Debugging failed download tests

When a download test fails, the failure usually falls into one of a few buckets.

The file never appeared

Check whether the click actually happened, whether the request was blocked, and whether the browser was configured to allow automatic downloads.

The file appeared but is empty

Look for server-side failures, timeouts, authentication expiration, or a report generator that wrote an empty placeholder.

The filename is wrong

Inspect browser normalization, locale settings, server headers, and Content-Disposition behavior.
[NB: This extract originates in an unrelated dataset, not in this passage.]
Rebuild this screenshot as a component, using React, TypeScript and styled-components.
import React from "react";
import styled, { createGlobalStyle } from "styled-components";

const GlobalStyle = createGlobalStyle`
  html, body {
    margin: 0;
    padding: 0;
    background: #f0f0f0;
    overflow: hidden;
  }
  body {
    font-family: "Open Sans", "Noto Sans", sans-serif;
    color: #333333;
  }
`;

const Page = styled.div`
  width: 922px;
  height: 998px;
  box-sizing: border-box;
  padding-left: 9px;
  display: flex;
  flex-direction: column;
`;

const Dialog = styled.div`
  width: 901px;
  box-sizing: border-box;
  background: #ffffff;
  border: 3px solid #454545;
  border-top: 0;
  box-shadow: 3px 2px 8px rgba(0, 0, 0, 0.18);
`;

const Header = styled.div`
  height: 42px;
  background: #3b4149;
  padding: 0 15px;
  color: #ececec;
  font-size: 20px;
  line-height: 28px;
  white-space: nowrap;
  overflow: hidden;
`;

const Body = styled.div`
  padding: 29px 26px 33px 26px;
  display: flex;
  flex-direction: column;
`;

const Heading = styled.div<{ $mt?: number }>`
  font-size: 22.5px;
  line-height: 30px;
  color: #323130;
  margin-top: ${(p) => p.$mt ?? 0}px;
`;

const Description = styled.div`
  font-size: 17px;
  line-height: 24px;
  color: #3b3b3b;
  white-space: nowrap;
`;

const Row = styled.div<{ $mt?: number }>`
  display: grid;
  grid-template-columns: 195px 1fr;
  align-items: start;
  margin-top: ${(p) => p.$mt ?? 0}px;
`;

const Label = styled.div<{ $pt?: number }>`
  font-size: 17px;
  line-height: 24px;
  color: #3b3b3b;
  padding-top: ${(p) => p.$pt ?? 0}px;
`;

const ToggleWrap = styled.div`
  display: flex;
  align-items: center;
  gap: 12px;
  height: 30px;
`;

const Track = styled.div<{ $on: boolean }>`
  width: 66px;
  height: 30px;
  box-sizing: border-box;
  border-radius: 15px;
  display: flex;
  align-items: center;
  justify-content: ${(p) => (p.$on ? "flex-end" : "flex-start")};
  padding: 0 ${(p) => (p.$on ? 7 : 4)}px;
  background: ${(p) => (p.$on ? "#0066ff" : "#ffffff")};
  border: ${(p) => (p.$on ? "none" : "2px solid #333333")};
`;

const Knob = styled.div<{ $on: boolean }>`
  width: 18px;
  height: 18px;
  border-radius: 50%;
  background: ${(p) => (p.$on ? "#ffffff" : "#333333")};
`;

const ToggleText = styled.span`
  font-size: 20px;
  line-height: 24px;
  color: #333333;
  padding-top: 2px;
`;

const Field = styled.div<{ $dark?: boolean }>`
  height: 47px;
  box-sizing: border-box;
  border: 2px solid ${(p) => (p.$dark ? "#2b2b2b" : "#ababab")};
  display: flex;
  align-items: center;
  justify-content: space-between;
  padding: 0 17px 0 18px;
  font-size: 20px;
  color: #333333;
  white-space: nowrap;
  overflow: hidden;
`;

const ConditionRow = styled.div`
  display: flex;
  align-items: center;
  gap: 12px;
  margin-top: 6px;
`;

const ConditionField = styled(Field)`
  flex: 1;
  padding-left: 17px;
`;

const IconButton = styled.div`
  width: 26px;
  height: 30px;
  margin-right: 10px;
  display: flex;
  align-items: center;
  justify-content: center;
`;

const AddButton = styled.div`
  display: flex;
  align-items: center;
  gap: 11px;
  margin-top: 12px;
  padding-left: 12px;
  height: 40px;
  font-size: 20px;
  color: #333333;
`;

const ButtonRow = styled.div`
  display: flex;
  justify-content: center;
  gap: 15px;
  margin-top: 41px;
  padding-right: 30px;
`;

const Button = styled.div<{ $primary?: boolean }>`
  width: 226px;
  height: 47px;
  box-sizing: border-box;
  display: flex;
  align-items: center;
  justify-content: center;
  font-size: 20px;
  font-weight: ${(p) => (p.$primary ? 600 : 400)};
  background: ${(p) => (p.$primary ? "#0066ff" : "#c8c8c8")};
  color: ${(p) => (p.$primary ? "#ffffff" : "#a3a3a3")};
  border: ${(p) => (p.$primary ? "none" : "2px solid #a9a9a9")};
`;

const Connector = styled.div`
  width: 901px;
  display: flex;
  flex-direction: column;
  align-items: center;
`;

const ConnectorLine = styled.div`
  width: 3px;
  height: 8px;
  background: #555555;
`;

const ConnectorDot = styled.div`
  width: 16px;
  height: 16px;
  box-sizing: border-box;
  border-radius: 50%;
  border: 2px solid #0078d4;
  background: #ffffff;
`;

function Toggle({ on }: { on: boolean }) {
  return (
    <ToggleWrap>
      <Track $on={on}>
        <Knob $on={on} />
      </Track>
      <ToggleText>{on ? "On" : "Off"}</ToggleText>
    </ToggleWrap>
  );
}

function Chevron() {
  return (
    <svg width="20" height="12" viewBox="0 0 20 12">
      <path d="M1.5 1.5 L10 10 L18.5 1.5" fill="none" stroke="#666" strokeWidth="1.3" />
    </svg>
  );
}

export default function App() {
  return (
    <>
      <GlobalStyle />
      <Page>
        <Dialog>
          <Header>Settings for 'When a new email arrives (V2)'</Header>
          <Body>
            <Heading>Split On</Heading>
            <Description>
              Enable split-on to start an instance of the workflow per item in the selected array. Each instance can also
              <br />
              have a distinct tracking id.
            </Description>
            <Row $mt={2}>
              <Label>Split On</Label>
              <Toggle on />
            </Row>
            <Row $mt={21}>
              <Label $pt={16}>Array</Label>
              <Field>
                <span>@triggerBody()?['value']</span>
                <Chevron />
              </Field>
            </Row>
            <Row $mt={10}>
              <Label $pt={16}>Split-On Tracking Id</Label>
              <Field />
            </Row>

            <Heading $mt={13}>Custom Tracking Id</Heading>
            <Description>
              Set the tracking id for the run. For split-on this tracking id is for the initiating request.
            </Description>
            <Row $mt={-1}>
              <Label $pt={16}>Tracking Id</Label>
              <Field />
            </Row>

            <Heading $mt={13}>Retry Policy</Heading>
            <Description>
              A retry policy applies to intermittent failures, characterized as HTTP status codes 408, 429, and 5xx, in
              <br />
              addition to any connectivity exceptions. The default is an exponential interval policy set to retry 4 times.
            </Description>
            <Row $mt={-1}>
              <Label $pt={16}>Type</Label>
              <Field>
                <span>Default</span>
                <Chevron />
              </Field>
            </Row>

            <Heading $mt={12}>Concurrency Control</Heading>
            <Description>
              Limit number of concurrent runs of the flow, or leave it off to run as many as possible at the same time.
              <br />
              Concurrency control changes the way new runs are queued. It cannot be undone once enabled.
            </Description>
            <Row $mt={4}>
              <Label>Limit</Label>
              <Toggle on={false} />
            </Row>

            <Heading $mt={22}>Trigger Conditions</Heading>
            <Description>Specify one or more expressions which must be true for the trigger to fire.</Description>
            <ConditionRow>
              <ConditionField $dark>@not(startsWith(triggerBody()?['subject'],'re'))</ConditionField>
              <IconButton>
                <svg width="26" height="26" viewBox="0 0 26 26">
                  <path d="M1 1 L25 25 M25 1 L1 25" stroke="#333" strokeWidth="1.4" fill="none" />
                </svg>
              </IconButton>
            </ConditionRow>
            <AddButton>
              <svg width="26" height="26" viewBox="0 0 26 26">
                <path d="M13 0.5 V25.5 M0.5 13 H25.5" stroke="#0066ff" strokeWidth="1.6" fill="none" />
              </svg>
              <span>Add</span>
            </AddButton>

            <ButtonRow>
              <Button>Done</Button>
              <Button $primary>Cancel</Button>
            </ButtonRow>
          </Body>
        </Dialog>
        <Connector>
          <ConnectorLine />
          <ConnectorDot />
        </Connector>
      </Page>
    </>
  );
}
The content is present but incomplete

Check whether the export used the wrong filters, a stale backend job, or a partial database snapshot.

The archive is corrupt

Look at transfer interruption, compression library issues, or tests that read the file before the write completed.

A few logs usually help a lot here, especially request logs, job state transitions, and any browser console errors from the moment the export was triggered.

Generated attachments deserve their own checks

Generated attachments sit at the intersection of UI, backend, and document generation. They often show up as invoice PDFs, onboarding documents, legal forms, or support attachments.

For these, test more than the download button:

  • the attachment is linked to the right parent entity,
  • the metadata is correct,
  • the content reflects the latest state,
  • regenerated files replace or version correctly,
  • users can retrieve the same attachment later if the product promises that behavior.

If the attachment is delivered through email, test both the browser-side trigger and the backend email payload separately. The browser journey can confirm the attachment was requested, while mail tests can verify the actual attachment headers and filenames.

Where Endtest fits in

For teams that want browser-based file handling tests without building a lot of custom plumbing, Endtest can be a useful option. It is an agentic AI Test automation platform with low-code and no-code workflows, and its AI-driven checks can reduce some of the brittle scripting around download-heavy journeys, especially when the flow includes changing UI states or content that is easier to describe than to pin down with selectors.

Endtest also offers AI Assertions documentation, which is relevant when you want to validate the page state around an export flow in plain language, for example, confirming that the app shows the correct success state before or after the file is generated. That said, file validation still depends on what you need to prove, and you should choose the simplest tool that can reliably inspect the downloaded artifact.

A practical checklist for download flow tests

Use this checklist as a baseline for browser automation downloads:

  • confirm the user can reach the export or attachment action,
  • verify permissions before downloading,
  • click the trigger and wait for completion,
  • validate filename pattern and extension,
  • inspect file size or structure,
  • parse content where possible,
  • confirm required fields, headers, or embedded identifiers,
  • check cleanup and re-download behavior,
  • run the same critical paths in CI,
  • keep browser-specific differences under control.

If the file matters to the user, your test should confirm that the file is usable, not merely present.

Final guidance

The most reliable approach to test download flows in browser automation is to treat downloads as first-class test artifacts. Do not stop at the click, and do not rely on filename checks alone. Validate the browser event, the filesystem outcome, and the file content that your users will actually consume.

For most teams, that means combining browser automation with targeted file parsing, stable test data, and a clear boundary between what belongs in the UI suite and what belongs in API or unit tests. If you keep the assertions focused on user-visible contract, file export testing becomes much less brittle and much more valuable.

That is the difference between a suite that merely clicks export and a suite that proves your app can deliver the right attachment, report, or generated download when it matters.